4. Heat olive oil in a large nonstick skillet over medium high heat. Add meatballs and brown on all sides, turning carefully, 6 to 10 minutes. Using a slotted spoon, transfer them to the sauce. Pour off any fat from the skillet, return to the stove and add wine. Cook over high heat for 2-3 minutes. Pour over meatballs. Cook on LOW for 5-6 hours. Remove bay leaf and serve over pasta.


Bolognese – Light & Quick

Friday, January 21, 2011

“Oh, my God. I found a magazine full of fatty sauce recipes that don’t have as much fat! We can eat     all the damn fettuccine alfredo and bolognese we want!”
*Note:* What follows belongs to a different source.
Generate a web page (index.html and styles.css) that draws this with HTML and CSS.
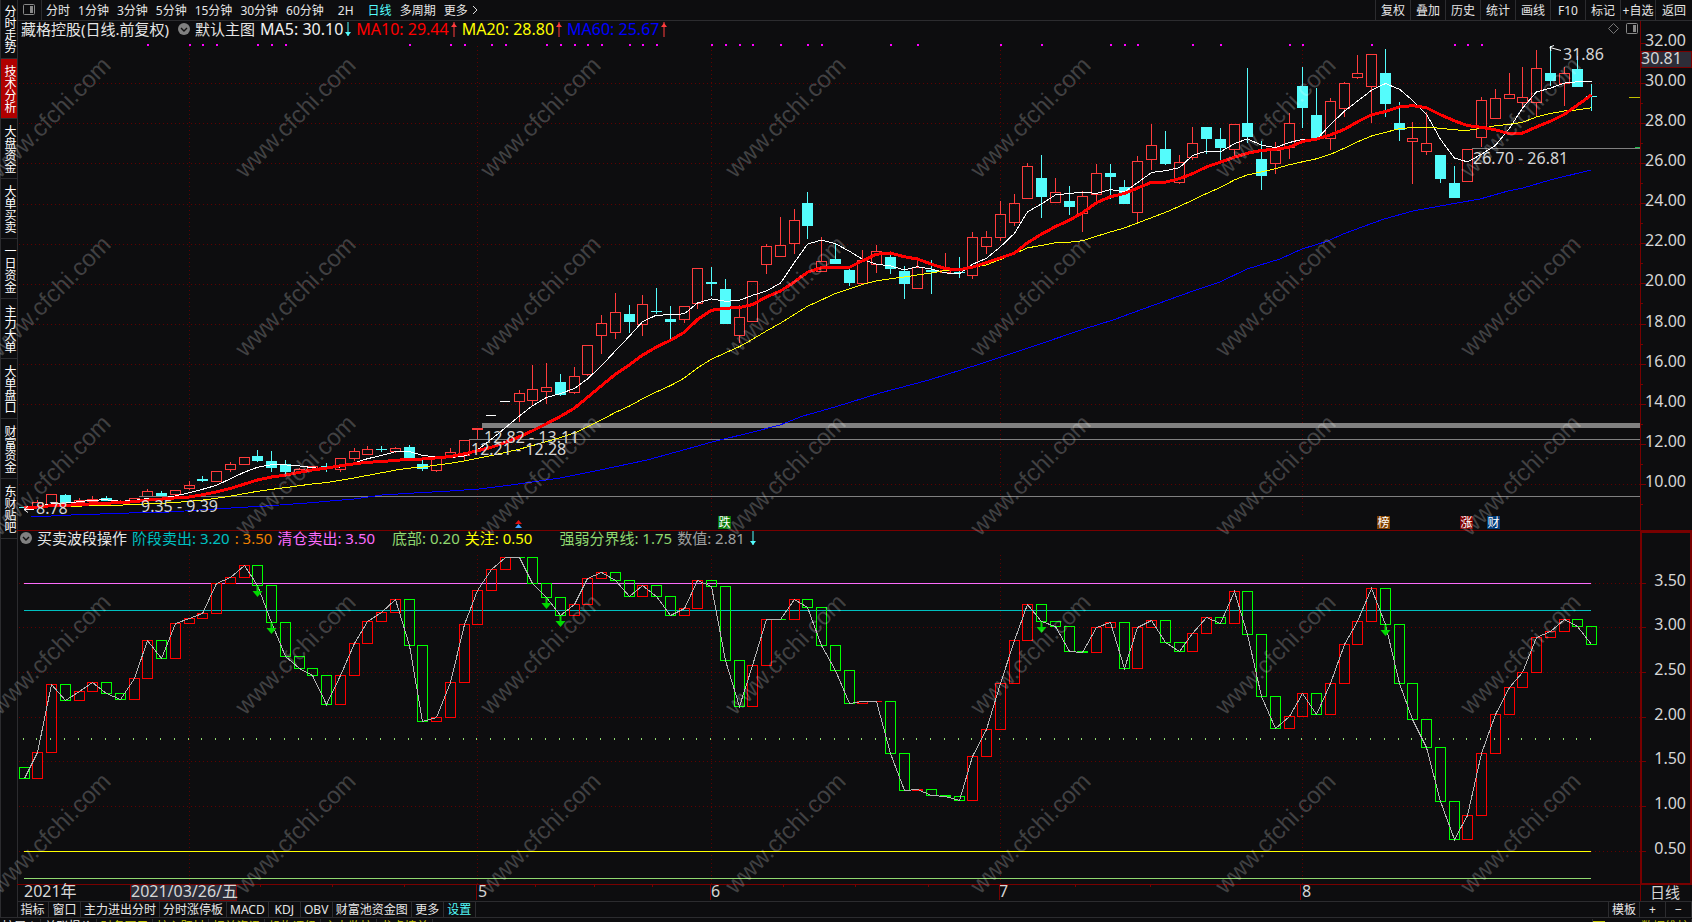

So said my coworker (and friend) Kiana one cold, blustery day at the office. My response? “Dude. I’m in.”

And that’s how Kiana and I spent a cozy Thursday night, eating fabulous meat sauce, cramming our faces with cupcakes and figuring out what to wear for our next night out.

Which is, like, weeks from now, but you can never plan too far ahead to look your best, right?


Lazy Bolognese (it’s ok if I call it that,

right, Kiks?)

Makes about 8 servings

What you’ll need:

1 Tb canola oil

1 lb. ground turkey

8 oz. Italian turkey sausage

1/2 cup diced onion

1/2 cup diced carrot

1/2 cup diced celery

1 Tb minced garlic

1 cup 2 % cottage cheese

1/4 cup tomato paste

1-28 oz can diced tomatoes in juice

1 cup dry red wine (plus the rest of the bottle for drinky)

2 Tb balsamic vinegar

1 tsp each of dried oregano and basil

1/2 tsp each kosher salt and red pepper flakes

1/2 cup cream cheese

1 cup chopped fresh parsley

Heat oil in a large saute pan over medium high heat. Add turkey breast and sausage and cook until browned.

Process onion, carrot, celery and garlic in a fod processor until minced; add to browned meat. Cook vegetables until softened, 5 minutes. Process cottage cheese in food processor until smooth, 2 minutes; stir into meat mixture in saute pan.

Stir in tomato paste, cook 1 minute. Add tomatoes, wine, vinegar, oregano, basil, salt and pepper flakes. Reduce heat to medium low; simmer 40-45 minutes, stirring occasionally. Add cream cheese, stirring until melted, then stir in parsley.